Neither am I insensible, brethren, how offensive my words will be to

worldlings in general, who loving falsehood better than truth, and the

flesh before the spirit will still prefer the doctor's sin-soothing

doctrines to the plain gospel verities preached by me. O how my soul pities

them. But I have done my duty, I wash my hands, and am innocent of the

blood of all. I have not fought to please my hearers, but have spoken plain

truth though it should offend. For what things were gain to me, those I

counted loss for Christ; and hope I shall ever do so. Not that I presume to

think myself already perfect. But "I press towards the mark, for the prize

of the high calling of God in Christ Jesus."
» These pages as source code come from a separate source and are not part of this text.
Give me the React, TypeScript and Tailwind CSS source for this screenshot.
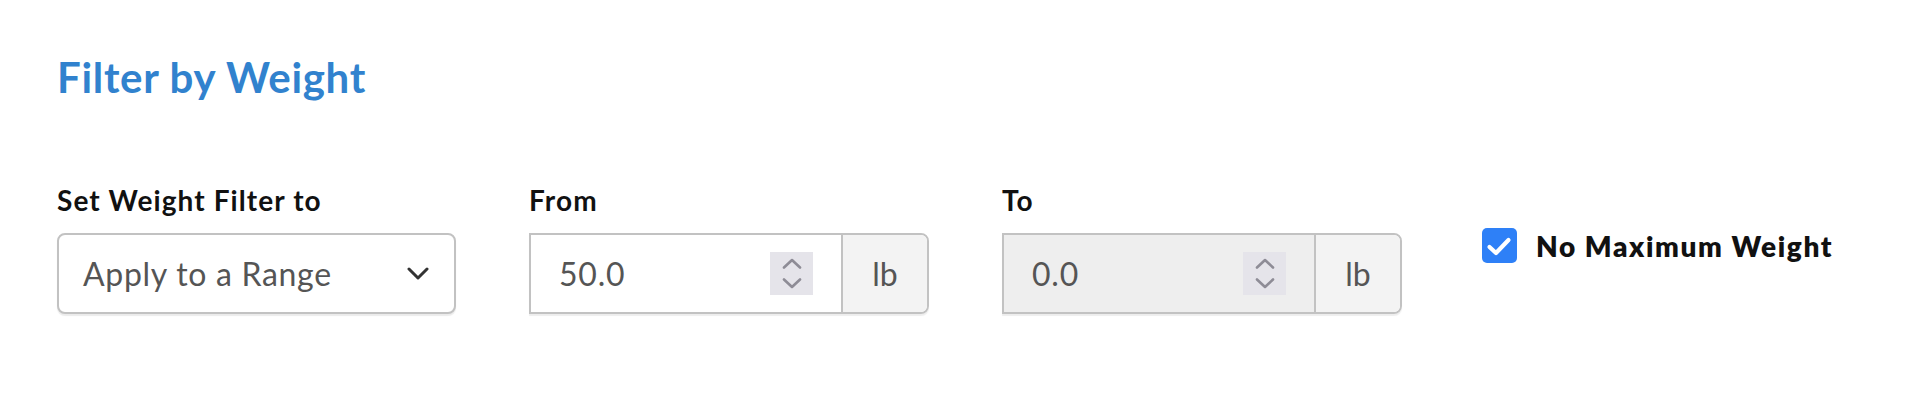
function Spinner() {
  return (
    <div className="flex h-[43px] w-[43px] flex-col items-center justify-center gap-[9px] bg-[#e5e4ea]">
      <svg width="20" height="11" viewBox="0 0 20 11" fill="none" stroke="#8e8c96" strokeWidth="2.6" strokeLinecap="round" strokeLinejoin="round">
        <path d="M2 9.5 10 2l8 7.5" />
      </svg>
      <svg width="20" height="11" viewBox="0 0 20 11" fill="none" stroke="#8e8c96" strokeWidth="2.6" strokeLinecap="round" strokeLinejoin="round">
        <path d="M2 1.5 10 9l8-7.5" />
      </svg>
    </div>
  );
}

function WeightInput({ value, disabled }: { value: string; disabled?: boolean }) {
  return (
    <div className="flex h-[81px] overflow-hidden rounded-r-[8px] border-2 border-[#c2c2c2] shadow-[0_2px_1px_rgba(0,0,0,0.07)]">
      <div className={`flex flex-1 items-center justify-between pl-[28px] pr-[28px] ${disabled ? 'bg-[#eeeeee]' : 'bg-white'}`}>
        <span className="text-[32px] leading-none tracking-[0.8px] text-[#555555]">{value}</span>
        <Spinner />
      </div>
      <div className="flex w-[86px] items-center justify-center border-l-2 border-[#c2c2c2] bg-[#f3f3f3]">
        <span className="text-[32px] leading-none text-[#555555]">lb</span>
      </div>
    </div>
  );
}

export default function App() {
  return (
    <div className="h-[406px] w-[1924px] bg-white pl-[57px] pt-[56px] font-['Lato',sans-serif]">
      <h2 className="text-[42px] font-bold leading-none tracking-[0.7px] text-[#3182ce]">Filter by Weight</h2>

      <div className="mt-[88px] flex items-start gap-[73px]">
        <div className="w-[399px]">
          <label className="block text-[28px] font-bold leading-none tracking-[1.1px] text-[#111111]">Set Weight Filter to</label>
          <div className="mt-[19px] flex h-[81px] items-center justify-between rounded-[8px] border-2 border-[#c2c2c2] bg-white pl-[24px] pr-[25px] shadow-[0_2px_1px_rgba(0,0,0,0.08)]">
            <span className="text-[32px] leading-none tracking-[0.7px] text-[#555555]">Apply to a Range</span>
            <svg width="22" height="13" viewBox="0 0 22 13" fill="none" stroke="#333333" strokeWidth="3" strokeLinecap="round" strokeLinejoin="round">
              <path d="M2 2l9 9 9-9" />
            </svg>
          </div>
        </div>

        <div className="w-[400px]">
          <label className="block text-[28px] font-bold leading-none tracking-[1.1px] text-[#111111]">From</label>
          <div className="mt-[19px]">
            <WeightInput value="50.0" />
          </div>
        </div>

        <div className="w-[400px]">
          <label className="block text-[28px] font-bold leading-none tracking-[1.1px] text-[#111111]">To</label>
          <div className="mt-[19px]">
            <WeightInput value="0.0" disabled />
          </div>
        </div>

        <label className="ml-[7px] mt-[42px] flex items-center gap-[19px]">
          <span className="flex h-[35px] w-[35px] items-center justify-center rounded-[5px] bg-[#2e80f7]">
            <svg width="35" height="35" viewBox="0 0 35 35" fill="none" stroke="white" strokeWidth="4.2" strokeLinecap="round" strokeLinejoin="round">
              <path d="M7.5 19 14 25 26.5 12" />
            </svg>
          </span>
          <span className="text-[28px] font-extrabold leading-none tracking-[1.6px] text-[#111111]">No Maximum Weight</span>
        </label>
      </div>
    </div>
  );
}
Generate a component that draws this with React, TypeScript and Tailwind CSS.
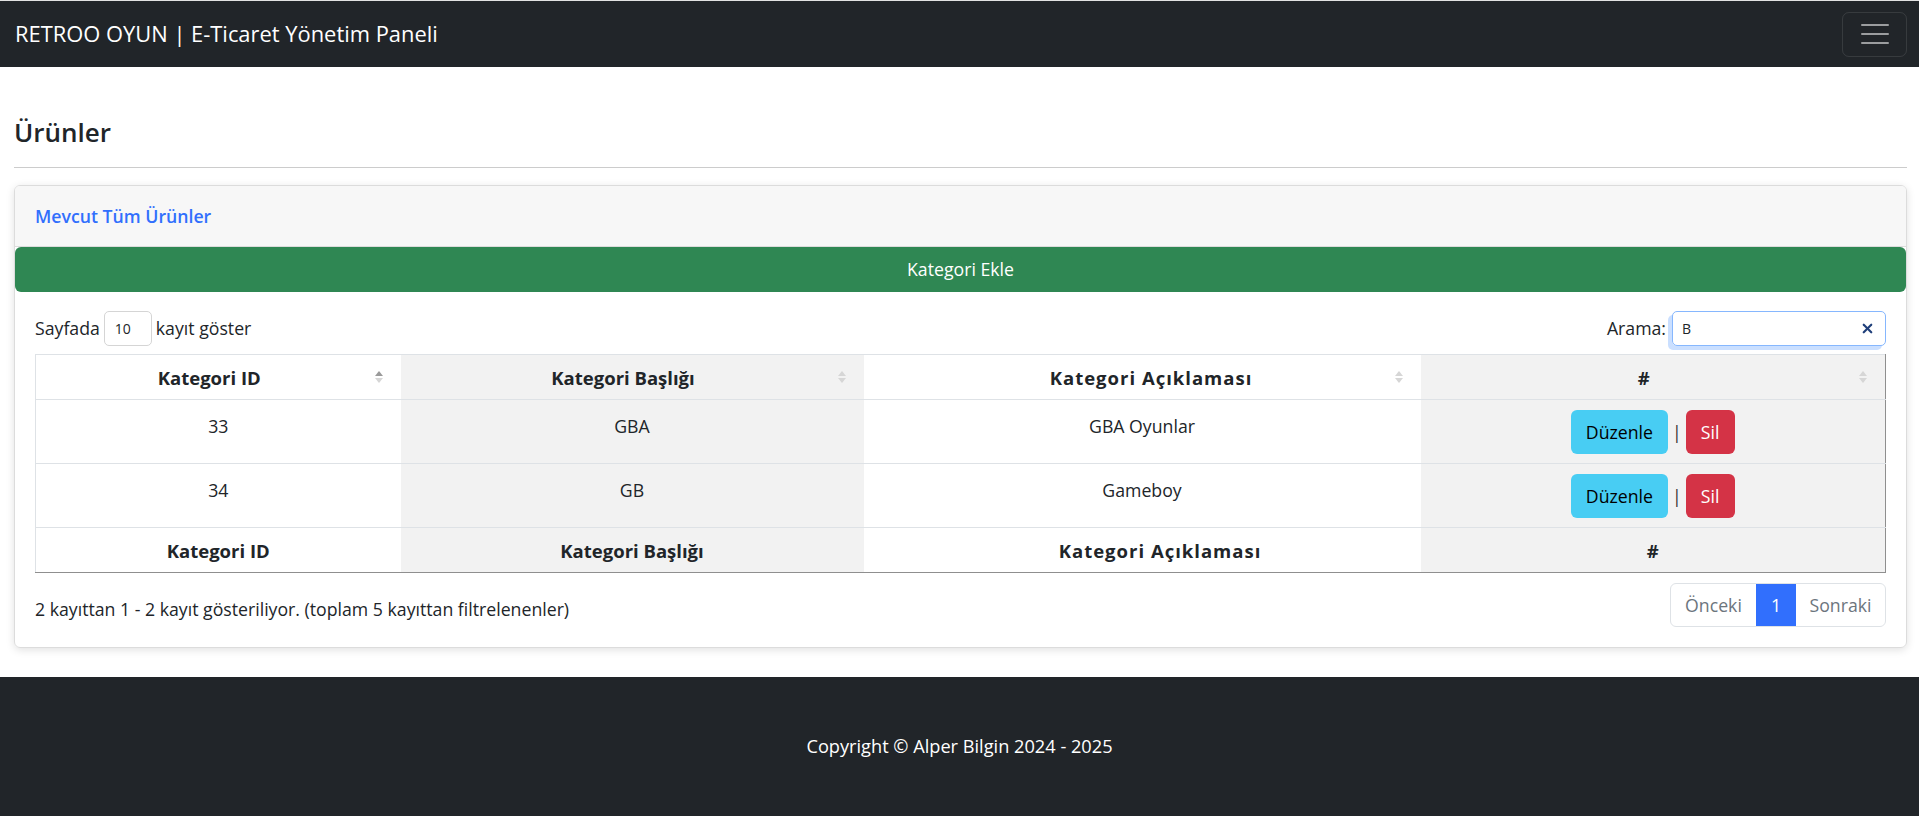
import { X } from "lucide-react";

const rows = [
  { id: 33, title: "GBA", desc: "GBA Oyunlar" },
  { id: 34, title: "GB", desc: "Gameboy" },
];

function SortIcon({ active }: { active?: boolean }) {
  return (
    <span className="absolute right-[18px] top-1/2 -translate-y-1/2 flex flex-col items-center gap-[2px]">
      <svg width="8" height="5" viewBox="0 0 8 5">
        <path d="M4 0L8 5H0Z" fill={active ? "#9a9a9a" : "#d6d6d6"} />
      </svg>
      <svg width="8" height="5" viewBox="0 0 8 5">
        <path d="M0 0H8L4 5Z" fill="#d6d6d6" />
      </svg>
    </span>
  );
}

export default function App() {
  return (
    <div className="min-h-screen bg-white text-[#212529] font-['Open_Sans',sans-serif] text-[17.7px] border-t border-[#e2e2e2]">
      {/* Navbar */}
      <nav className="h-[66px] bg-[#212529] flex items-center justify-between pl-[15px] pr-[12px]">
        <span className="text-white text-[21.9px]">RETROO OYUN | E-Ticaret Yönetim Paneli</span>
        <button className="w-[65px] h-[45px] border border-white/10 rounded-[7px] flex flex-col items-center justify-center gap-[7px]">
          <span className="block w-[28px] h-[2px] bg-white/55 rounded" />
          <span className="block w-[28px] h-[2px] bg-white/55 rounded" />
          <span className="block w-[28px] h-[2px] bg-white/55 rounded" />
        </button>
      </nav>

      {/* Main */}
      <main className="pl-[14px] pr-[12px]">
        <h4 className="text-[26px] font-semibold leading-[32px] pt-[49px] pb-[19px] border-b border-[#cccccc]">Ürünler</h4>

        <div className="mt-[17px] border border-[#dcdcdc] rounded-[6px] shadow-[0_2px_8px_rgba(0,0,0,0.12)] overflow-hidden">
          <div className="h-[61px] bg-[#f7f7f7] border-b border-[#dcdcdc] flex items-center px-[20px]">
            <span className="text-[#316ffd] font-semibold">Mevcut Tüm Ürünler</span>
          </div>
          <button className="w-full h-[45px] bg-[#2f8753] text-white rounded-[6px] flex items-center justify-center">
            Kategori Ekle
          </button>

          <div className="px-[20px] pt-[19px] pb-[20px]">
            <div className="flex items-center justify-between h-[35px]">
              <div className="flex items-center gap-[4px]">
                <span>Sayfada</span>
                <span className="w-[48px] h-[35px] border border-[#d5d5d5] rounded-[5px] flex items-center pl-[10px] text-[14px]">10</span>
                <span>kayıt göster</span>
              </div>
              <div className="flex items-center gap-[6px]">
                <span>Arama:</span>
                <div className="w-[214px] h-[35px] border border-[#86b7fe] rounded-[5px] shadow-[-4px_4px_0_0_rgba(13,110,253,0.22)] flex items-center justify-between pl-[9px] pr-[10px] text-[14px]">
                  <span>B</span>
                  <X size={15} strokeWidth={3.5} className="text-[#1f3f7a]" />
                </div>
              </div>
            </div>

            <table className="mt-[8px] w-full border-collapse table-fixed border-t border-l border-[#dee2e6] border-r-[#8f8f8f] border-b-[#8f8f8f] border-r border-b">
              <colgroup>
                <col className="w-[365px]" />
                <col className="w-[463px]" />
                <col className="w-[557px]" />
                <col />
              </colgroup>
              <thead>
                <tr className="h-[45px] border-b border-[#dee2e6] font-bold text-[18.5px]">
                  <th className="relative pt-[2px] pl-[10px] pr-[28px]">Kategori ID<SortIcon active /></th>
                  <th className="relative pt-[2px] pl-[10px] pr-[28px] bg-[#f2f2f2]">Kategori Başlığı<SortIcon /></th>
                  <th className="relative pt-[2px] pl-[46px] pr-[28px] tracking-[1px]">Kategori Açıklaması<SortIcon /></th>
                  <th className="relative pt-[2px] pl-[10px] pr-[28px] bg-[#f2f2f2]">#<SortIcon /></th>
                </tr>
              </thead>
              <tbody>
                {rows.map((r) => (
                  <tr key={r.id} className="h-[64px] border-b border-[#dee2e6] align-top">
                    <td className="text-center pt-[13px]">{r.id}</td>
                    <td className="text-center pt-[13px] bg-[#f2f2f2]">{r.title}</td>
                    <td className="text-center pt-[13px]">{r.desc}</td>
                    <td className="bg-[#f2f2f2] pt-[10px]">
                      <div className="flex items-center justify-center gap-[4px]">
                        <span className="w-[97px] h-[44px] bg-[#48cdf3] rounded-[6px] flex items-center justify-center text-black">Düzenle</span>
                        <span className="text-[#333]">|</span>
                        <span className="w-[49px] h-[44px] bg-[#d43346] rounded-[6px] flex items-center justify-center text-white">Sil</span>
                      </div>
                    </td>
                  </tr>
                ))}
              </tbody>
              <tfoot>
                <tr className="h-[45px] font-bold text-[18.5px]">
                  <th className="pt-[2px]">Kategori ID</th>
                  <th className="pt-[2px] bg-[#f2f2f2]">Kategori Başlığı</th>
                  <th className="pt-[2px] pl-[36px] tracking-[1px]">Kategori Açıklaması</th>
                  <th className="pt-[2px] bg-[#f2f2f2]">#</th>
                </tr>
              </tfoot>
            </table>

            <div className="mt-[10px] flex items-start justify-between">
              <span className="pt-[13px]">2 kayıttan 1 - 2 kayıt gösteriliyor. (toplam 5 kayıttan filtrelenenler)</span>
              <div className="flex h-[44px] border border-[#dee2e6] rounded-[6px] overflow-hidden text-[#6c757d]">
                <span className="w-[85px] flex items-center justify-center">Önceki</span>
                <span className="w-[40px] flex items-center justify-center bg-[#316ffd] text-white">1</span>
                <span className="w-[89px] flex items-center justify-center">Sonraki</span>
              </div>
            </div>
          </div>
        </div>
      </main>

      {/* Footer */}
      <footer className="mt-[29px] h-[140px] bg-[#212529] flex items-center justify-center">
        <span className="text-white text-[18.2px]">Copyright © Alper Bilgin 2024 - 2025</span>
      </footer>
    </div>
  );
}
None of us, as I before told you, can boast of having attained the

summit of perfection; though, he is the nearest to it, who is widest from

the appetites of the flesh, and he stands the highest, who is the lowliest

in his own esteem: wherefore, as many of us as have made any advances

towards Christ and his kingdom, "whereto we have already attained, let us

walk by the same rule, let us mind the same thing."

Walk not then, brethren, according to the ways of the world: but be

followers of Christ together with me. And if any, even an angel of light,

should presume to teach you any other gospel than that which I have here

taught you, let him be accursed. "For you will find many walking, like such

of whom I have told you already, and now tell you weeping, that they are

the enemies of the cross of Christ: whose end is destruction, whose God is

their belly: and whose glory is in their shame, for they mind worldly

things. But your conversation is in heaven, from whcnce also you look for

the Savior, the Lord Jesus Christ: who shall change your vile bodies, that

they may be fashioned like unto his glorious body, according to the working

whereby he is able to subdue even all things unto himself," even the

stubborn heart of our perverse adversary.

Which God of his infinite mercy grant, &c.